** Begin Given material **

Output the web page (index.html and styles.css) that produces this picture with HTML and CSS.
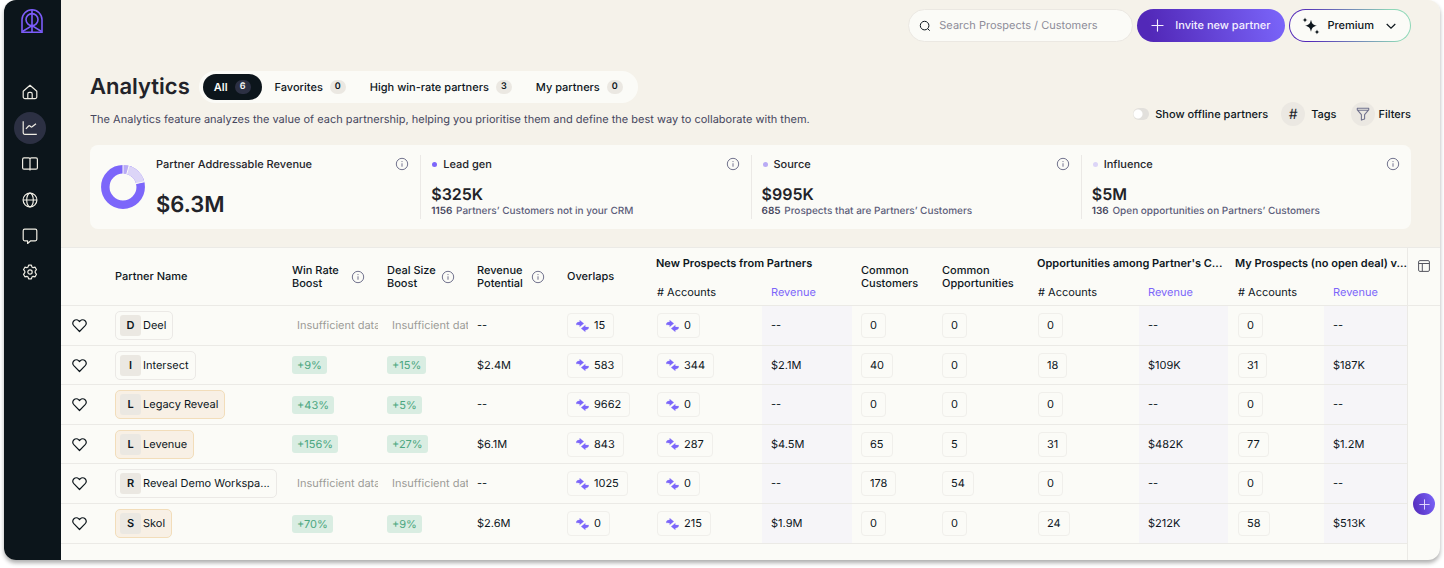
FILE: index.html
```html
<!DOCTYPE html>
<html lang="en">
<head>
<meta charset="utf-8">
<meta name="viewport" content="width=device-width, initial-scale=1">
<title>Analytics</title>
<link rel="stylesheet" href="styles.css">
</head>
<body>
<svg class="sprite" aria-hidden="true">
  <symbol id="i-info" viewBox="0 0 14 14"><circle cx="7" cy="7" r="5.7" fill="none" stroke="currentColor"/><path d="M7 6.3v3.4M7 4.1v1" stroke="currentColor" fill="none"/></symbol>
  <symbol id="i-heart" viewBox="0 0 14 14"><path d="M7 12.600 1.900 7.400C.6 6 .5 3.900 1.800 2.600 3.100 1.300 5.100 1.300 6.300 2.600L7 3.300l.7-.7c1.200-1.300 3.200-1.300 4.500 0 1.300 1.300 1.200 3.400-.1 4.800z" fill="none" stroke="currentColor" stroke-width="1.100" stroke-linejoin="round"/></symbol>
  <symbol id="i-swap" viewBox="0 0 14 12"><path d="M.3 4.800C.2 2.800 1.500 1.800 3.200 1.800H4V-.2L8.400 3.300 4 6.800V4.800H3C1.600 4.800.9 4.500.3 4.800zM13.700 7.200c.1 2-1.200 3-2.900 3H10v2L5.600 8.700 10 5.200v2H11c1.400 0 2.100.3 2.700 0z" fill="currentColor" stroke="currentColor" stroke-width=".3"/></symbol>
  <symbol id="i-plus" viewBox="0 0 14 14"><path d="M7 1v12M1 7h12" fill="none" stroke="currentColor" stroke-width="1.200" stroke-linecap="round"/></symbol>
</svg>
<div class="app">
  <aside class="sidebar">
    <a class="logo" href="#" aria-label="Home page">
      <svg width="22" height="24" viewBox="0 0 22 24" fill="none" stroke="currentColor" stroke-width="1.600"><path d="M1 23.200V10.800a10 10 0 0 1 20 0v12.400z"/><circle cx="11" cy="10.600" r="6"/><path d="M11 1v22M1.500 22.500 11 16.600l9.500 5.900"/></svg>
    </a>
    <nav class="nav" aria-label="Main">
      <a class="nav-item" href="#" aria-label="Home"><svg viewBox="0 0 16 16"><path d="M1.200 7.200 8 1.300l6.800 5.900v5.600a1.800 1.800 0 0 1-1.800 1.800H3a1.800 1.800 0 0 1-1.800-1.800zM5.800 14.400V9.900c0-.9.600-1.500 1.500-1.500h1.400c.9 0 1.500.6 1.500 1.500v4.500"/></svg></a>
      <a class="nav-item active" href="#" aria-label="Analytics"><svg viewBox="0 0 16 16"><path d="M1.200 1.200v11.600c0 .9.600 1.500 1.500 1.500h12.100M3.900 8.800 6.600 6c.5-.5.9-.5 1.400 0l.7.700c.5.500.9.500 1.400.1l3.900-3.100"/></svg></a>
      <a class="nav-item" href="#" aria-label="Library"><svg viewBox="0 0 16 16"><path d="M8 2.500v12M8 13.200H2A1.500 1.500 0 0 1 .6 11.700V3.400C.6 2.500 1.200 1.900 2 1.900h4.600c.8 0 1.400.5 1.400 1.200 0-.7.600-1.200 1.400-1.200H14c.8 0 1.400.6 1.400 1.500v8.300c0 .9-.6 1.500-1.400 1.500z"/></svg></a>
      <a class="nav-item" href="#" aria-label="Network"><svg viewBox="0 0 16 16"><circle cx="8" cy="8" r="6.900"/><ellipse cx="8" cy="8" rx="3.300" ry="6.900"/><path d="M1.100 8h13.800"/></svg></a>
      <a class="nav-item" href="#" aria-label="Messages"><svg viewBox="0 0 16 16"><path d="M2.700 1.200h10.600c.9 0 1.500.6 1.500 1.500v8.600c0 .9-.6 1.500-1.500 1.500H8.700l-3.100 2.700v-2.700H2.700c-.9 0-1.500-.6-1.500-1.500V2.700c0-.9.600-1.500 1.500-1.500z"/></svg></a>
      <a class="nav-item" href="#" aria-label="Settings"><svg viewBox="0 0 16 16"><path d="m6.600 1.100-.5 1.800-1.300.8-1.900-.5-1.400 2.500 1.300 1.400v1.600L1.500 10.300l1.400 2.500 1.900-.5 1.300.8.500 1.800h2.800l.5-1.800 1.300-.8 1.900.5 1.400-2.500-1.300-1.600V7.100l1.300-1.400-1.400-2.500-1.900.5-1.300-.8-.5-1.800z" stroke-linejoin="round"/><circle cx="8" cy="8" r="2.200"/></svg></a>
    </nav>
  </aside>

  <div class="page">
    <header class="hero">
      <div class="topbar">
        <label class="search">
          <svg width="12" height="12" viewBox="0 0 12 12" fill="none" stroke="currentColor"><circle cx="5.600" cy="5.600" r="4.300"/><path d="m8.700 8.700 2 2"/></svg>
          <input type="search" placeholder="Search Prospects / Customers" aria-label="Search Prospects / Customers">
        </label>
        <button class="invite" type="button"><svg width="13" height="13"><use href="#i-plus"/></svg>Invite new partner</button>
        <button class="premium" type="button">
          <svg width="18" height="18" viewBox="0 0 18 18" fill="currentColor"><path d="M9 2.800c.9 4 2 5.100 6 6-4 .9-5.100 2-6 6-.9-4-2-5.100-6-6 4-.9 5.100-2 6-6zM3 .4c.4 1.700.9 2.200 2.600 2.600C3.900 3.400 3.400 3.900 3 5.600 2.600 3.900 2.100 3.400.4 3 2.100 2.600 2.600 2.100 3 .4zM15 12.400c.4 1.700.9 2.200 2.600 2.600-1.700.4-2.200.9-2.600 2.600-.4-1.700-.9-2.200-2.600-2.600 1.700-.4 2.200-.9 2.600-2.600z"/></svg>
          Premium
          <svg class="chev" width="10" height="10" viewBox="0 0 10 10" fill="none" stroke="currentColor" stroke-width="1.200"><path d="M.7 3 5 7.200 9.300 3"/></svg>
        </button>
      </div>

      <div class="heading">
        <div class="heading-main">
          <div class="title-row">
            <h1>Analytics</h1>
            <div class="tabs">
              <button class="tab selected" type="button">All <span class="count">6</span></button>
              <button class="tab" type="button">Favorites <span class="count">0</span></button>
              <button class="tab" type="button">High win-rate partners <span class="count">3</span></button>
              <button class="tab" type="button">My partners <span class="count">0</span></button>
            </div>
          </div>
          <p class="lead">The Analytics feature analyzes the value of each partnership, helping you prioritise them and define the best way to collaborate with them.</p>
        </div>
        <div class="tools">
          <label class="switch"><input type="checkbox">Show offline partners</label>
          <button class="tool tool-tags" type="button"><span class="round">#</span>Tags</button>
          <button class="tool" type="button"><span class="round"><svg width="14" height="14" viewBox="0 0 14 14" fill="none" stroke="currentColor" stroke-width="1.100" stroke-linejoin="round"><path d="M1.300 1.300h11.400v1.600L8.600 7.700v4.400l-3.200 1V7.700L1.300 2.900zM1.700 3.300h10.600"/></svg></span>Filters</button>
        </div>
      </div>

      <section class="stats">
        <div class="stat total">
          <svg class="donut" width="44" height="44" viewBox="0 0 44 44" fill="none" stroke-width="8.500"><circle cx="22" cy="22" r="17.700" stroke="#7c66fa"/><path d="M22 4.300A17.700 17.700 0 0 1 39.300 17.800" stroke="#dcd5f7"/><path d="M22 4.300a17.700 17.700 0 0 1 5 .7" stroke="#b9abf5"/><path d="M22 0v9M28.300 0l-2.500 9M34.500 18.700l9.300-2" stroke="#fbfbf7" stroke-width="1"/></svg>
          <div class="stat-body">
            <div class="stat-head"><span>Partner Addressable Revenue</span><svg class="info"><use href="#i-info"/></svg></div>
            <div class="big">$6.3M</div>
          </div>
        </div>
        <div class="stat">
          <div class="stat-body">
            <div class="stat-head"><span class="dot dot-1"></span><span>Lead gen</span><svg class="info"><use href="#i-info"/></svg></div>
            <div class="value">$325K</div>
            <div class="note"><b>1156</b> Partners’ Customers not in your CRM</div>
          </div>
        </div>
        <div class="stat">
          <div class="stat-body">
            <div class="stat-head"><span class="dot dot-2"></span><span>Source</span><svg class="info"><use href="#i-info"/></svg></div>
            <div class="value">$995K</div>
            <div class="note"><b>685</b> Prospects that are Partners’ Customers</div>
          </div>
        </div>
        <div class="stat">
          <div class="stat-body">
            <div class="stat-head"><span class="dot dot-3"></span><span>Influence</span><svg class="info"><use href="#i-info"/></svg></div>
            <div class="value">$5M</div>
            <div class="note"><b>136</b> Open opportunities on Partners’ Customers</div>
          </div>
        </div>
      </section>
    </header>

    <main class="board">
      <div class="table-wrap">
        <table class="grid">
          <colgroup>
            <col class="c-heart"><col class="c-name"><col class="c-win"><col class="c-90"><col class="c-90"><col class="c-over">
            <col class="c-acc1"><col class="c-90"><col class="c-cust"><col class="c-opp"><col class="c-acc2"><col class="c-rev2"><col class="c-acc3"><col class="c-rev3">
          </colgroup>
          <thead>
            <tr>
              <th rowspan="2" aria-label="Favorite"></th>
              <th rowspan="2" class="name-cell">Partner Name</th>
              <th rowspan="2"><div class="th-info"><span>Win Rate<br>Boost</span><svg class="info"><use href="#i-info"/></svg></div></th>
              <th rowspan="2"><div class="th-info"><span>Deal Size<br>Boost</span><svg class="info"><use href="#i-info"/></svg></div></th>
              <th rowspan="2"><div class="th-info"><span>Revenue<br>Potential</span><svg class="info"><use href="#i-info"/></svg></div></th>
              <th rowspan="2">Overlaps</th>
              <th colspan="2" class="group">New Prospects from Partners</th>
              <th rowspan="2">Common<br>Customers</th>
              <th rowspan="2">Common<br>Opportunities</th>
              <th colspan="2" class="group">Opportunities among Partner's C...</th>
              <th colspan="2" class="group last">My Prospects (no open deal) v...</th>
            </tr>
            <tr>
              <th class="sub acc"># Accounts</th><th class="sub rev-head">Revenue</th>
              <th class="sub acc"># Accounts</th><th class="sub rev-head">Revenue</th>
              <th class="sub acc"># Accounts</th><th class="sub rev-head">Revenue</th>
            </tr>
          </thead>
          <tbody>
            <tr>
              <td class="fav"><button type="button" aria-label="Favorite Deel"><svg><use href="#i-heart"/></svg></button></td>
              <td class="name-cell"><a class="partner" href="#"><i>D</i>Deel</a></td>
              <td><span class="none">Insufficient data</span></td><td><span class="none">Insufficient data</span></td><td>--</td>
              <td><button class="box" type="button"><svg><use href="#i-swap"/></svg>15</button></td>
              <td class="acc"><button class="box" type="button"><svg><use href="#i-swap"/></svg>0</button></td><td class="rev">--</td>
              <td><button class="box" type="button">0</button></td><td><button class="box" type="button">0</button></td>
              <td class="acc"><button class="box" type="button">0</button></td><td class="rev">--</td>
              <td class="acc"><button class="box" type="button">0</button></td><td class="rev">--</td>
            </tr>
            <tr>
              <td class="fav"><button type="button" aria-label="Favorite Intersect"><svg><use href="#i-heart"/></svg></button></td>
              <td class="name-cell"><a class="partner" href="#"><i>I</i>Intersect</a></td>
              <td><span class="chip">+9%</span></td><td><span class="chip">+15%</span></td><td>$2.4M</td>
              <td><button class="box" type="button"><svg><use href="#i-swap"/></svg>583</button></td>
              <td class="acc"><button class="box" type="button"><svg><use href="#i-swap"/></svg>344</button></td><td class="rev">$2.1M</td>
              <td><button class="box" type="button">40</button></td><td><button class="box" type="button">0</button></td>
              <td class="acc"><button class="box" type="button">18</button></td><td class="rev">$109K</td>
              <td class="acc"><button class="box" type="button">31</button></td><td class="rev">$187K</td>
            </tr>
            <tr>
              <td class="fav"><button type="button" aria-label="Favorite Legacy Reveal"><svg><use href="#i-heart"/></svg></button></td>
              <td class="name-cell"><a class="partner warm" href="#"><i>L</i>Legacy Reveal</a></td>
              <td><span class="chip">+43%</span></td><td><span class="chip">+5%</span></td><td>--</td>
              <td><button class="box" type="button"><svg><use href="#i-swap"/></svg>9662</button></td>
              <td class="acc"><button class="box" type="button"><svg><use href="#i-swap"/></svg>0</button></td><td class="rev">--</td>
              <td><button class="box" type="button">0</button></td><td><button class="box" type="button">0</button></td>
              <td class="acc"><button class="box" type="button">0</button></td><td class="rev">--</td>
              <td class="acc"><button class="box" type="button">0</button></td><td class="rev">--</td>
            </tr>
            <tr>
              <td class="fav"><button type="button" aria-label="Favorite Levenue"><svg><use href="#i-heart"/></svg></button></td>
              <td class="name-cell"><a class="partner warm" href="#"><i>L</i>Levenue</a></td>
              <td><span class="chip">+156%</span></td><td><span class="chip">+27%</span></td><td>$6.1M</td>
              <td><button class="box" type="button"><svg><use href="#i-swap"/></svg>843</button></td>
              <td class="acc"><button class="box" type="button"><svg><use href="#i-swap"/></svg>287</button></td><td class="rev">$4.5M</td>
              <td><button class="box" type="button">65</button></td><td><button class="box" type="button">5</button></td>
              <td class="acc"><button class="box" type="button">31</button></td><td class="rev">$482K</td>
              <td class="acc"><button class="box" type="button">77</button></td><td class="rev">$1.2M</td>
            </tr>
            <tr>
              <td class="fav"><button type="button" aria-label="Favorite Reveal Demo Workspace"><svg><use href="#i-heart"/></svg></button></td>
              <td class="name-cell"><a class="partner" href="#"><i>R</i>Reveal Demo Workspa...</a></td>
              <td><span class="none">Insufficient data</span></td><td><span class="none">Insufficient data</span></td><td>--</td>
              <td><button class="box" type="button"><svg><use href="#i-swap"/></svg>1025</button></td>
              <td class="acc"><button class="box" type="button"><svg><use href="#i-swap"/></svg>0</button></td><td class="rev">--</td>
              <td><button class="box" type="button">178</button></td><td><button class="box" type="button">54</button></td>
              <td class="acc"><button class="box" type="button">0</button></td><td class="rev">--</td>
              <td class="acc"><button class="box" type="button">0</button></td><td class="rev">--</td>
            </tr>
            <tr>
              <td class="fav"><button type="button" aria-label="Favorite Skol"><svg><use href="#i-heart"/></svg></button></td>
              <td class="name-cell"><a class="partner warm" href="#"><i>S</i>Skol</a></td>
              <td><span class="chip">+70%</span></td><td><span class="chip">+9%</span></td><td>$2.6M</td>
              <td><button class="box" type="button"><svg><use href="#i-swap"/></svg>0</button></td>
              <td class="acc"><button class="box" type="button"><svg><use href="#i-swap"/></svg>215</button></td><td class="rev">$1.9M</td>
              <td><button class="box" type="button">0</button></td><td><button class="box" type="button">0</button></td>
              <td class="acc"><button class="box" type="button">24</button></td><td class="rev">$212K</td>
              <td class="acc"><button class="box" type="button">58</button></td><td class="rev">$513K</td>
            </tr>
          </tbody>
        </table>
      </div>
      <div class="rail">
        <div class="rail-head"><button class="columns" type="button" aria-label="Edit columns"><svg width="12" height="12" viewBox="0 0 12 12" fill="none" stroke="currentColor"><rect x=".6" y=".6" width="10.800" height="10.800" rx="1.300"/><path d="M.6 3.500h10.800M4.300 3.500v7.900"/></svg></button></div>
        <button class="add" type="button" aria-label="Add"><svg width="11" height="11"><use href="#i-plus" width="11" height="11"/></svg></button>
      </div>
    </main>
  </div>
</div>
</body>
</html>
```
FILE: styles.css
```css
* { box-sizing: border-box; }
body {
  margin: 0;
  background: #fff;
  color: #0d161c;
  font: 400 11px/13px Inter, "Liberation Sans", sans-serif;
  text-rendering: geometricPrecision;
}
button, input { font: inherit; color: inherit; margin: 0; text-rendering: inherit; }
button { border: 0; padding: 0; background: none; cursor: pointer; white-space: nowrap; }
a { color: inherit; text-decoration: none; }
svg { display: block; flex: none; }
.sprite { position: absolute; width: 0; height: 0; }

.app {
  display: flex;
  min-height: calc(100vh - 8px);
  margin: 0 4px 8px;
  border-radius: 12px;
  overflow: hidden;
  background: #fbfbf7;
  box-shadow: 0 3px 4px rgba(0, 0, 0, .32);
}

.sidebar { flex: none; width: 57px; background: #0c151b; }
.logo { display: block; padding: 9px 0 0 17px; color: #7c5cfa; }
.nav { display: flex; flex-direction: column; gap: 4px; padding: 43px 0 0 10px; }
.nav-item {
  display: grid;
  place-items: center;
  width: 32px;
  height: 32px;
  border-radius: 50%;
  color: #f0ede4;
}
.nav-item svg { width: 16px; height: 16px; fill: none; stroke: currentColor; stroke-width: 1.2; stroke-linejoin: round; }
.nav-item.active { background: #2c3043; }

.page { flex: 1; min-width: 0; display: flex; flex-direction: column; }
.hero { background: #f5f2ea; padding: 9px 29px 18px; border-bottom: 1px solid #ebeae6; }

.topbar { display: flex; justify-content: flex-end; gap: 4px; }
.topbar > * { height: 33px; border-radius: 17px; display: flex; align-items: center; }
.search { width: 225px; padding: 0 10px; gap: 8px; background: #fbfbf7; border: 1px solid #ebe8e2; }
.search input { flex: 1; min-width: 0; border: 0; padding: 0; background: none; outline: 0; }
.search input::placeholder { color: #8d8c99; opacity: 1; }
.invite {
  gap: 11px;
  padding: 0 14px;
  color: #f5f0ff;
  font-weight: 500;
  background: linear-gradient(75deg, #5228b8 10%, #7b66fb);
}
.premium {
  gap: 8px;
  padding: 0 14px 0 12px;
  font-weight: 500;
  border: 1px solid transparent;
  background: linear-gradient(#fbfbf7, #fbfbf7) padding-box, linear-gradient(75deg, #5228b8 15%, #8ed8b8 85%) border-box;
}
.chev { margin-left: 4px; }

.heading { display: flex; justify-content: space-between; align-items: flex-end; padding-top: 29px; }
.title-row { display: flex; align-items: center; gap: 9px; }
h1 { margin: 0; font-size: 22px; line-height: 28px; font-weight: 600; color: #222329; }
.tabs { display: flex; gap: 2px; padding: 3px 4px; border-radius: 16px; background: #fbfbf7; }
.tab { display: flex; align-items: center; gap: 7px; height: 26px; padding: 0 11px; border-radius: 13px; font-weight: 500; }
.count { min-width: 16px; height: 14px; padding: 0 5px; border-radius: 7px; background: #ebe8e2; font-size: 9px; line-height: 14px; font-weight: 600; }
.selected { color: #fbfbf7; background: #0c151b; font-weight: 600; }
.selected .count { background: #2c3043; }
.lead { margin: 9px 0 0; color: #45465d; line-height: 14px; }

.tools { display: flex; align-items: center; font-weight: 500; }
.switch { display: flex; align-items: center; gap: 6px; margin-right: 13px; }
.switch input {
  appearance: none;
  width: 16px;
  height: 12px;
  border-radius: 6px;
  background: radial-gradient(circle at 5px 6px, #fff 4px, transparent 5px), #e2e0dc;
}
.tool { display: flex; align-items: center; gap: 4px; font-weight: 500; }
.tool-tags { gap: 6px; margin-right: 14px; }
.round { display: grid; place-items: center; width: 24px; height: 24px; border-radius: 50%; background: #ebe8e2; font-size: 14px; font-weight: 400; color: #222329; }
.round svg { color: #72738e; }

.stats { display: grid; grid-template-columns: repeat(4, 1fr); margin-top: 19px; padding: 10px 0; border-radius: 8px; background: #fbfbf7; }
.stat { display: flex; min-width: 0; height: 64px; padding: 2px 11px 0 10px; border-left: 1px solid #ebe9e6; }
.stat.total { border-left-color: transparent; gap: 11px; }
.donut { margin-top: 8px; }
.stat-body { flex: 1; min-width: 0; }
.stat-head { display: flex; align-items: center; font-weight: 500; color: #222329; }
.stat-head .info { margin-left: auto; }
.info { width: 14px; height: 14px; color: #72738e; }
.dot { width: 5px; height: 5px; margin: 0 6px 0 1px; border-radius: 50%; }
.dot-1 { background: #7c66fa; }
.dot-2 { background: #b9abf5; }
.dot-3 { background: #dcd5f7; }
.big { margin-top: 20px; font-size: 22px; line-height: 28px; font-weight: 600; color: #222329; }
.value { margin-top: 12px; font-size: 16px; line-height: 22px; font-weight: 600; color: #222329; }
.note { color: #5c5d7a; font-size: 10px; font-weight: 500; white-space: nowrap; }
.note b { font-weight: 600; color: #45465d; margin-right: 1px; }

.board { flex: 1; display: flex; }
.table-wrap { flex: 1; min-width: 0; }
.grid { width: 100%; table-layout: fixed; border-collapse: separate; border-spacing: 0; }
.c-heart { width: 45px; }
.c-name { width: 177px; }
.c-win { width: 95px; }
.c-90 { width: 90px; }
.c-over { width: 89px; }
.c-acc1 { width: 115px; }
.c-cust { width: 81px; }
.c-opp { width: 95px; }
.c-acc2 { width: 111px; }
.c-rev2 { width: 89px; }
.c-acc3 { width: 96px; }
.c-rev3 { width: 83px; }
.grid th, .grid td { padding: 0 0 0 9px; text-align: left; vertical-align: middle; white-space: nowrap; overflow: hidden; border-bottom: 1px solid #ebeae6; }
.grid th { height: 29px; font-weight: 500; }
.grid th.group { font-weight: 600; padding-top: 1px; border-bottom: 0; }
.grid th.last { padding-left: 7px; }
.grid th.sub { font-weight: 400; padding-top: 2px; }
.grid th.rev-head { color: #7c66fa; }
.grid .acc { padding-left: 10px; }
.grid .fav { padding-left: 11px; }
.grid tbody td { height: 40px; }
.grid tbody tr:nth-child(2) td, .grid tbody tr:nth-child(4) td { height: 39px; }
.grid tbody .rev { background: #f6f5f8; }
.th-info { display: flex; align-items: center; justify-content: space-between; padding-right: 13px; }

.fav button, .fav svg { display: block; width: 15px; height: 15px; }
.partner { display: inline-flex; align-items: center; gap: 2px; height: 29px; padding: 0 6px 0 4px; border: 1px solid #ebe9e6; border-radius: 5px; vertical-align: middle; }
.partner i { width: 21px; height: 21px; border-radius: 3px; background: #ebe8e2; font-style: normal; font-weight: 600; line-height: 21px; text-align: center; }
.warm { background: #f8f0e5; border-color: #f2ddba; }
.none { padding-left: 5px; color: #9c9c98; }
.chip { display: inline-block; padding: 0 5px; border-radius: 3px; line-height: 18px; background: #d9ede2; color: #4ba680; vertical-align: middle; }
.box { display: inline-flex; align-items: center; gap: 5px; height: 25px; padding: 0 8px; border: 1px solid #f0efeb; border-radius: 4px; vertical-align: middle; }
.box svg { width: 13px; height: 12px; color: #7c66fa; overflow: visible; }

.rail { flex: none; display: flex; flex-direction: column; align-items: center; width: 33px; border-left: 1px solid #ebeae6; padding-bottom: 45px; }
.rail-head { width: 100%; height: 58px; display: grid; justify-items: center; align-content: start; padding-top: 12px; border-bottom: 1px solid #ebeae6; color: #55565f; }
.add { display: grid; place-items: center; width: 22px; height: 22px; margin-top: auto; border-radius: 50%; color: #e6dcff; background: linear-gradient(75deg, #5228b8, #7b66fb); }
```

** End Given material **

Written task = Look through the data above. Copy every line with the string "that" in it.

Task response =
Output the web page (index.html and styles.css) that produces this picture with HTML and CSS.
            <div class="note"><b>685</b> Prospects that are Partners’ Customers</div>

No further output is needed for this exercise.